In some areas, mud cleaner discards do contain almost all barite. This is an indication that the formations being drilled are dispersing into the drilling fluid. Formations containing large quantities of smectite drilled with a freshwater drilling fluid will tend to disperse into very small particles. This is an indication that the drilling fluid should be more inhibitive. Generally, the mud cleaner should be shut down and a centrifuge used to remove the very small particles.
Most operations go through serious expensive, agonizing learning experiences when switching from unweighted to weighted drilling fluids. Decisions to retain the liquid phase and entrained solids may save some money with liquid recovery but may also affect the final drilling cost because it more directly affects trouble costs. Trouble costs, or failure to make hole because of problems, are obvious to anyone watching operations. The increase in drilling cost because of poor performance with unweighted drilling fluids may be more subtle and not detected in a review of operations. For this reason, more attention seems to be directed toward solids control while drilling with weighted than with unweighted drilling fluids.

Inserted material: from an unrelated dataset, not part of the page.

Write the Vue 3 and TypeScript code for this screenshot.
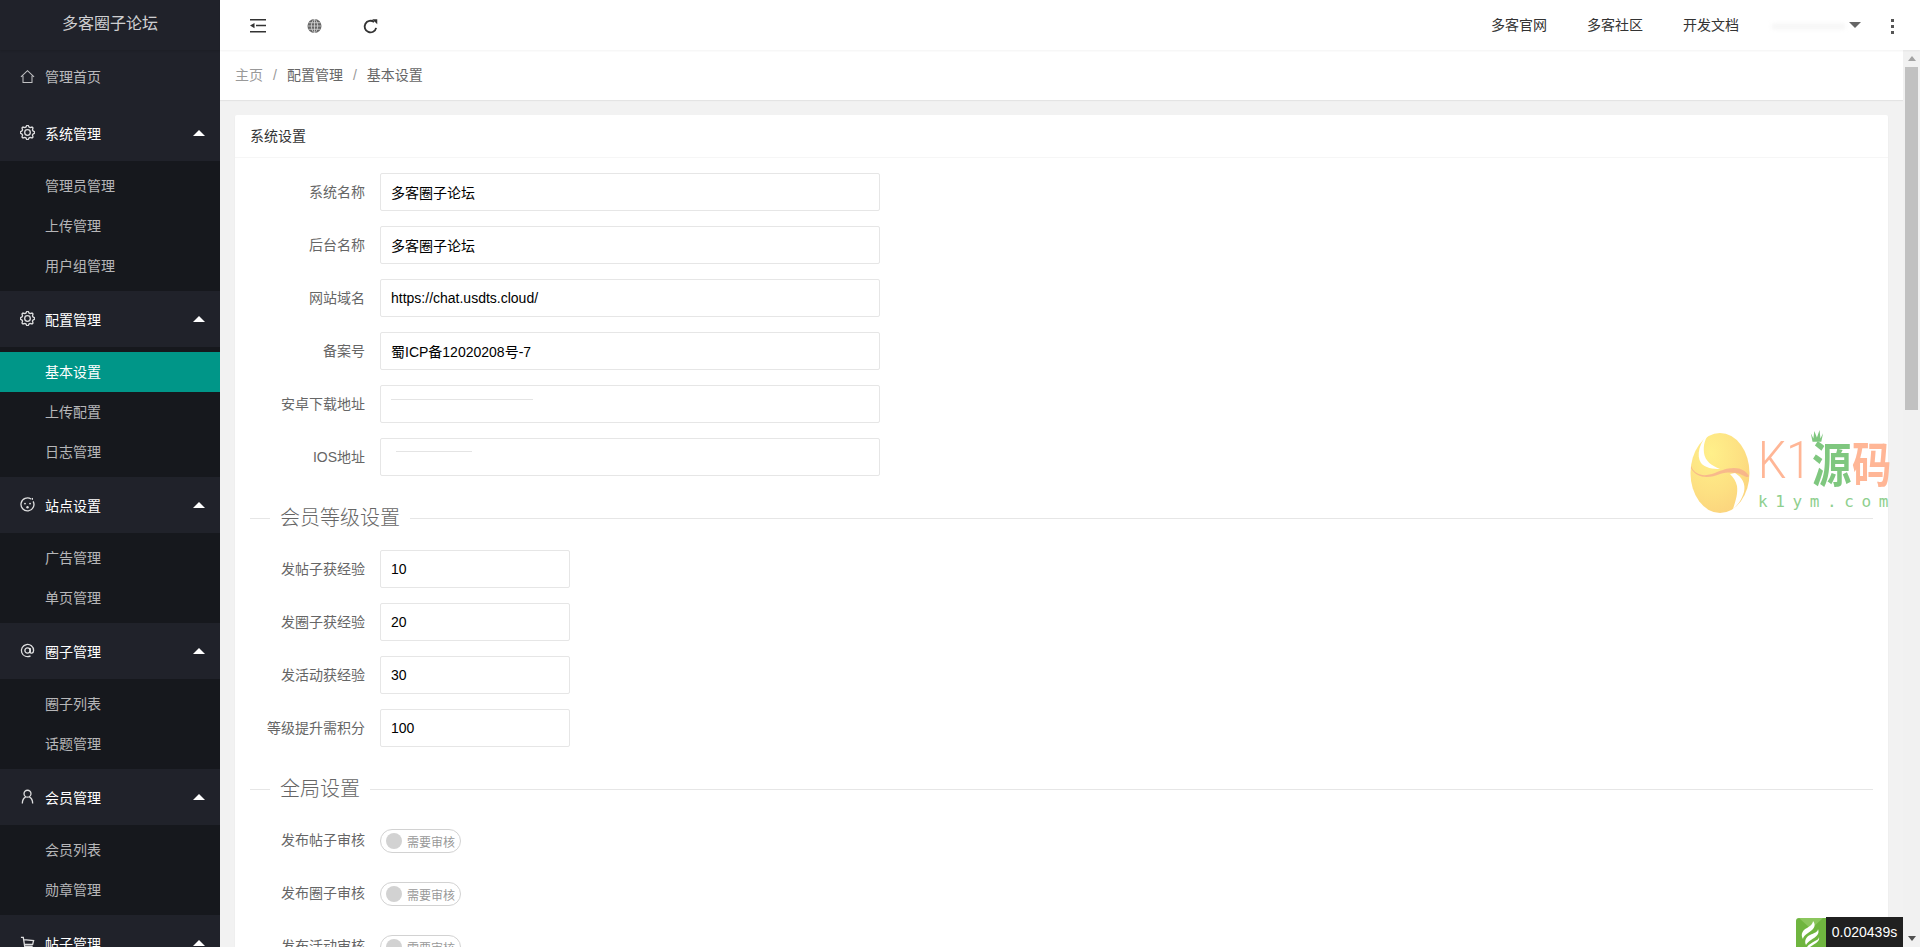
<script setup lang="ts">
interface Group { name: string; icon: string; children: string[] }
const groups: Group[] = [
  { name: '系统管理', icon: 'gear', children: ['管理员管理', '上传管理', '用户组管理'] },
  { name: '配置管理', icon: 'gear', children: ['基本设置', '上传配置', '日志管理'] },
  { name: '站点设置', icon: 'face', children: ['广告管理', '单页管理'] },
  { name: '圈子管理', icon: 'at', children: ['圈子列表', '话题管理'] },
  { name: '会员管理', icon: 'user', children: ['会员列表', '勋章管理'] },
  { name: '帖子管理', icon: 'cart', children: [] },
]
const gearPath = (() => {
  const teeth = 8
  const pts: string[] = []
  for (let i = 0; i < teeth * 4; i++) {
    const r = i % 4 === 0 || i % 4 === 1 ? 7.6 : 6
    const a = ((i - 0.5) / (teeth * 4)) * Math.PI * 2
    pts.push(`${(8 + r * Math.cos(a)).toFixed(2)} ${(8 + r * Math.sin(a)).toFixed(2)}`)
  }
  return 'M' + pts.join('L') + 'Z'
})()
const basics = [
  { label: '系统名称', value: '多客圈子论坛' },
  { label: '后台名称', value: '多客圈子论坛' },
  { label: '网站域名', value: 'https://chat.usdts.cloud/' },
  { label: '备案号', value: '蜀ICP备12020208号-7' },
  { label: '安卓下载地址', value: '', smudge: 'a' },
  { label: 'IOS地址', value: '', smudge: 'b' },
]
const levels = [
  { label: '发帖子获经验', value: '10' },
  { label: '发圈子获经验', value: '20' },
  { label: '发活动获经验', value: '30' },
  { label: '等级提升需积分', value: '100' },
]
const audits = ['发布帖子审核', '发布圈子审核', '发布活动审核']
</script>

<template>
  <div class="layout">
    <aside class="side">
      <div class="logo">多客圈子论坛</div>
      <div class="nav-item home">
        <svg class="icon" viewBox="0 0 16 16"><path d="M1 8.500 8 1.800l7 6.700M3.200 7.200v7.300h9.600V7.200" /></svg>
        <span>管理首页</span>
      </div>
      <template v-for="g in groups" :key="g.name">
        <div class="nav-item open">
          <svg v-if="g.icon === 'gear'" class="icon strong" viewBox="0 0 16 16"><path :d="gearPath" /><circle cx="8" cy="8" r="3" /></svg>
          <svg v-else-if="g.icon === 'face'" class="icon strong" viewBox="0 0 16 16">
            <path d="M11.800 2.200A6.900 6.900 0 1 0 14 4.600" /><circle cx="5.300" cy="7" r="1" class="solid" /><circle cx="10.700" cy="7" r="1" class="solid" /><circle cx="8" cy="11" r="1.300" class="solid" /><path d="M13.200 1v2" />
          </svg>
          <svg v-else-if="g.icon === 'at'" class="icon strong" viewBox="0 0 16 16">
            <circle cx="8" cy="8" r="2.800" /><path d="M10.800 5.200v4.300c0 2 3.700 2 3.700-1.500A6.500 6.500 0 1 0 11.200 13.700" />
          </svg>
          <svg v-else-if="g.icon === 'user'" class="icon strong" viewBox="0 0 16 16">
            <circle cx="8" cy="5" r="3.700" /><path d="M2.500 15.500c0-4 1.800-6 3.500-6.800M13.500 15.500c0-4-1.800-6-3.500-6.800" />
          </svg>
          <svg v-else class="icon strong" viewBox="0 0 16 16"><path d="M1 2.500h2.500L5 12h8.500M4 5l10.500 1-1 4H5" /></svg>
          <span>{{ g.name }}</span>
          <i class="caret"></i>
        </div>
        <div v-if="g.children.length" class="child">
          <div v-for="c in g.children" :key="c" class="child-item" :class="{ active: c === '基本设置' }">{{ c }}</div>
        </div>
      </template>
    </aside>

    <div class="right">
      <header class="top">
        <div class="tools">
          <div class="tool">
            <svg viewBox="0 0 16 14" class="tool-svg"><path d="M0 0h16v1.500H0zM6 5.800h10v1.500H6zM0 12h16v1.500H0zM4.500 4v5.200L0 6.600z" /></svg>
          </div>
          <div class="tool">
            <svg viewBox="0 0 16 16" class="tool-svg globe">
              <circle cx="8" cy="8" r="7.500" class="disc" />
              <path d="M.5 8h15M1.500 4.500h13M1.500 11.500h13M8 .5v15M8 .5C3.500 4 3.500 12 8 15.500M8 .5c4.500 3.500 4.500 11.500 0 15" />
            </svg>
          </div>
          <div class="tool">
            <svg viewBox="0 0 16 16" class="tool-svg arc">
              <path d="M14 9.500A6.200 6.200 0 1 1 11.800 3.200" /><path d="M9.800 .2h5.400v5.400z" class="fillpath" />
            </svg>
          </div>
        </div>
        <div class="links">
          <a class="link">多客官网</a>
          <a class="link">多客社区</a>
          <a class="link">开发文档</a>
          <div class="user"><span class="user-smudge"></span><i class="down"></i></div>
          <div class="more"><i></i><i></i><i></i></div>
        </div>
      </header>

      <div class="body">
        <main class="scroll">
          <nav class="crumb">
            <span class="home-link">主页</span><span class="sep">/</span><span>配置管理</span><span class="sep">/</span><span>基本设置</span>
          </nav>
          <div class="wrap">
            <section class="card">
              <div class="card-head">系统设置</div>
              <div class="form">
                <div v-for="r in basics" :key="r.label" class="row">
                  <label class="lab">{{ r.label }}</label>
                  <div class="field">
                    <input class="inp" :value="r.value" readonly />
                    <span v-if="r.smudge" class="smudge" :class="r.smudge"></span>
                  </div>
                </div>
                <div class="legend"><i class="lead"></i><span>会员等级设置</span><i class="rest"></i></div>
                <div v-for="r in levels" :key="r.label" class="row">
                  <label class="lab">{{ r.label }}</label>
                  <input class="inp short" :value="r.value" readonly />
                </div>
                <div class="legend"><i class="lead"></i><span>全局设置</span><i class="rest"></i></div>
                <div v-for="a in audits" :key="a" class="row">
                  <label class="lab">{{ a }}</label>
                  <div class="switch"><i class="knob"></i><em>需要审核</em></div>
                </div>
              </div>
            </section>
          </div>
        </main>
        <div class="bar">
          <i class="arrow up"></i>
          <div class="track"><div class="thumb"></div></div>
          <i class="arrow dn"></i>
        </div>
      </div>
    </div>

    <div class="mark">
      <svg class="egg" viewBox="0 0 60 82">
        <defs>
          <radialGradient id="eggFill" cx="35%" cy="25%" r="85%">
            <stop offset="0" stop-color="#fff08a" />
            <stop offset=".6" stop-color="#fde082" />
            <stop offset="1" stop-color="#fbd27c" />
          </radialGradient>
        </defs>
        <ellipse cx="30" cy="41" rx="29.500" ry="40" fill="url(#eggFill)" />
        <path d="M1 34C4 42 12 45 22 42 30 39 36 36 44 36 51 36 56 39 59 44 58 46 56 45 52 43 46 40 38 40 30 42 18 47 6 46 1 36Z" fill="#f6a98e" opacity=".75" />
        <path d="M20 1C9 9 6 24 11 31 15 36 23 37 30 37 22 34 15 29 14 21 13 13 15 6 20 1Z" fill="#fff" />
        <path d="M45 41C52 45 56 52 54 60 52 67 48 73 43 77 46 68 48 61 47 54 46 49 43 45 40 42Z" fill="#fff" />
      </svg>
      <div class="brand">
        <div class="brand-top">
          <span class="k1">K1</span>
          <span class="han green">源<svg class="crown" viewBox="0 0 16 14"><path d="M1 3l3 5 1-7 3 6 3-7 1 8 3-5-2 8H3z" /></svg></span>
          <span class="han peach">码</span>
        </div>
        <div class="brand-sub">k1ym.com</div>
      </div>
    </div>

    <div class="timer">
      <svg class="flame" viewBox="0 0 30 29">
        <path d="M3 0h27v29H0V3a3 3 0 0 1 3-3z" fill="#6fb53f" />
        <path d="M3 0h24L15 11z" fill="#8bc65d" />
        <path d="M17 3c4 5 0 9-5 12-3 2-5 4-5 6-3-5 0-9 4-11 3-2 6-4 6-7Z M22 11c2 5-2 8-7 11-2 1-4 3-5 5-2-4 0-8 4-10 4-2 8-3 8-6Z M23 19c1 4-3 6-6 8l-3 2h-3c2-3 5-4 8-6 2-1 4-2 4-4Z" fill="#fff" />
      </svg>
      <span class="time">0.020439s</span>
    </div>
  </div>
</template>

<style scoped>
.layout { position: relative; display: grid; grid-template-columns: 220px 1fr; height: 947px; overflow: hidden; font-family: "Liberation Sans", "Noto Sans CJK SC", sans-serif; font-size: 14px; color: #666; }
.side { background: #20222a; height: 947px; overflow: hidden; }
.logo { height: 50px; line-height: 47px; text-align: center; font-size: 16px; color: rgba(255, 255, 255, .8); box-shadow: 0 1px 2px rgba(0, 0, 0, .12); }
.nav-item { height: 56px; display: flex; align-items: center; padding-left: 20px; position: relative; color: #fff; padding-bottom: 1px; box-sizing: border-box; }
.nav-item.home { height: 55px; color: rgba(255, 255, 255, .7); padding-bottom: 3px; }
.nav-item span { margin-left: 10px; }
.icon { width: 15px; height: 15px; fill: none; stroke: rgba(255, 255, 255, .72); stroke-width: 1.1; flex: none; }
.icon.strong { stroke: rgba(255, 255, 255, .85); stroke-width: 1.4; }
.icon .solid { fill: rgba(255, 255, 255, .85); stroke: none; }
.caret { position: absolute; left: 193px; top: 25px; width: 0; height: 0; border: 6px solid transparent; border-top: 0; border-bottom: 6px solid #fff; }
.child { background: #16181d; padding: 5px 0; }
.child-item { height: 40px; line-height: 40px; padding-left: 45px; color: rgba(255, 255, 255, .7); }
.child-item.active { background: #009688; color: #fff; }

.right { min-width: 0; display: flex; flex-direction: column; height: 947px; }
.top { flex: none; height: 50px; display: flex; justify-content: space-between; background: #fff; box-shadow: 0 1px 2px rgba(0, 0, 0, .05); position: relative; z-index: 2; color: #333; }
.tools, .links { display: flex; align-items: center; }
.tools { padding-left: 10px; }
.tool { width: 56px; display: flex; justify-content: center; padding-top: 2px; }
.tool-svg { width: 16px; height: 14px; fill: #333; display: block; }
.tool-svg.globe { fill: none; stroke: #ddd; stroke-width: .8; height: 16px; width: 15px; }
.tool-svg .disc { fill: #666; stroke: none; }
.tool-svg.arc { fill: none; stroke: #333; stroke-width: 2; height: 15px; width: 15px; }
.tool-svg .fillpath { fill: #333; stroke: none; }
.links { padding-right: 8px; }
.link { padding: 0 20px; line-height: 48px; color: #333; }
.user { width: 113px; height: 50px; position: relative; }
.user-smudge { position: absolute; left: 13px; top: 24px; width: 73px; height: 5px; background: #f4f4f4; filter: blur(2px); }
.down { position: absolute; left: 90px; top: 22px; width: 0; height: 0; border: 6px solid transparent; border-bottom: 0; border-top: 6px solid #666; }
.more { width: 40px; display: flex; flex-direction: column; align-items: center; gap: 3px; padding-top: 2px; }
.more i { width: 3px; height: 3px; background: #555; }

.body { flex: 1; min-height: 0; display: flex; }
.scroll { flex: 1; min-width: 0; overflow: hidden; background: #f2f2f2; }
.bar { width: 17px; flex: none; background: #f1f1f1; display: flex; flex-direction: column; align-items: center; }
.track { flex: 1; width: 13px; }
.thumb { height: 343px; background: #c1c1c1; }
.arrow { display: block; width: 0; height: 0; margin: 6px 0; border: 4px solid transparent; }
.arrow.up { border-top: 0; border-bottom: 5px solid #a3a3a3; }
.arrow.dn { border-bottom: 0; border-top: 5px solid #505050; }
.crumb { height: 50px; line-height: 50px; padding-left: 15px; background: #fff; box-sizing: border-box; color: #666; white-space: nowrap; box-shadow: 0 1px 1px #e4e4e4; position: relative; }
.home-link { color: #999; }
.sep { margin: 0 10px; color: #999; }
.wrap { padding: 15px; }
.card { background: #fff; border-radius: 2px; min-height: 2177px; box-shadow: 0 1px 2px rgba(0, 0, 0, .05); }
.card-head { height: 43px; line-height: 42px; padding-left: 15px; border-bottom: 1px solid #f6f6f6; color: #333; box-sizing: border-box; }
.form { padding: 15px 15px 0; }
.row { display: flex; align-items: center; height: 38px; margin-bottom: 15px; }
.lab { width: 115px; margin-right: 15px; text-align: right; color: #666; flex: none; white-space: nowrap; position: relative; top: -1px; }
.field { position: relative; }
.inp { display: block; width: 500px; height: 38px; box-sizing: border-box; border: 1px solid #e6e6e6; border-radius: 2px; background: #fff; padding: 0 10px; font: 14px "Liberation Sans", "Noto Sans CJK SC", sans-serif; color: #000; outline: none; }
.inp.short { width: 190px; }
.smudge { position: absolute; height: 1px; background: #e4e4e4; }
.smudge.a { left: 11px; top: 14px; width: 142px; }
.smudge.b { left: 16px; top: 13px; width: 76px; }
.legend { display: flex; align-items: center; height: 30px; margin: 27px 0 17px; font-size: 20px; font-weight: 300; color: #666; line-height: 30px; }
.legend span { padding: 0 10px; }
.lead { width: 20px; height: 1px; background: #e6e6e6; }
.rest { flex: 1; height: 1px; background: #e6e6e6; }
.switch { width: 81px; height: 24px; box-sizing: border-box; border: 1px solid #d2d2d2; border-radius: 20px; display: flex; align-items: center; padding-left: 5px; position: relative; top: 1px; }
.knob { width: 16px; height: 16px; border-radius: 50%; background: #d2d2d2; flex: none; }
.switch em { font-style: normal; font-size: 12px; color: #999; margin-left: 5px; white-space: nowrap; }

.mark { position: absolute; left: 1690px; top: 432px; width: 202px; height: 82px; display: flex; pointer-events: none; z-index: 3; }
.egg { width: 60px; height: 82px; flex: none; }
.brand { margin-left: 8px; width: 134px; }
.brand-top { display: flex; align-items: flex-start; height: 60px; line-height: 1; white-space: nowrap; }
.k1 { display: block; width: 52px; margin-top: 3px; font-size: 52px; line-height: 52px; color: #ffb696; font-family: Roboto, "Liberation Sans", sans-serif; font-weight: 300; transform: scaleX(.86); transform-origin: left center; }
.han { display: block; position: relative; width: 40px; margin-top: 0; font-size: 48px; line-height: 58px; font-weight: 700; font-family: "Noto Sans CJK SC", sans-serif; transform: scaleX(.82); transform-origin: left center; }
.green { color: #7fc77f; margin-left: 2px; }
.peach { color: #ffb696; }
.crown { position: absolute; left: -3px; top: -2px; width: 18px; height: 15px; fill: #7fc77f; }
.brand-sub { font-size: 16px; letter-spacing: 7.600px; color: #8ecf8e; line-height: 20px; white-space: nowrap; font-family: "DejaVu Sans Mono", monospace; }

.timer { position: absolute; left: 1796px; top: 917px; height: 30px; display: flex; align-items: flex-end; z-index: 4; }
.flame { width: 30px; height: 29px; display: block; }
.time { width: 77px; height: 30px; line-height: 30px; background: #202020; color: #fff; text-align: center; font-size: 14px; }
</style>

<style>
html, body { margin: 0; overflow: hidden; }
</style>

Avoid the common mistake of evaluating systems with immediate temporary cost evaluations in mind instead of total impact on drilling costs. For example, an analysis of replacing barite with drilled solids appears to be an easy calculation. If drilled solids are allowed to accuulate and increase mud weight, the barite additive cost is avoided until the mud weight approaches 11 ppg. The amount of barite ‘‘saved’’ is easily calculated. Even at 5 cents per pound, this barite savings cost is significant; however, this will result in a much more expensive well. Review the problems associated with not removing drilled solids discussed earlier and expect to see most of those problems arise from weighting a drilling fluid with too many drilled solids.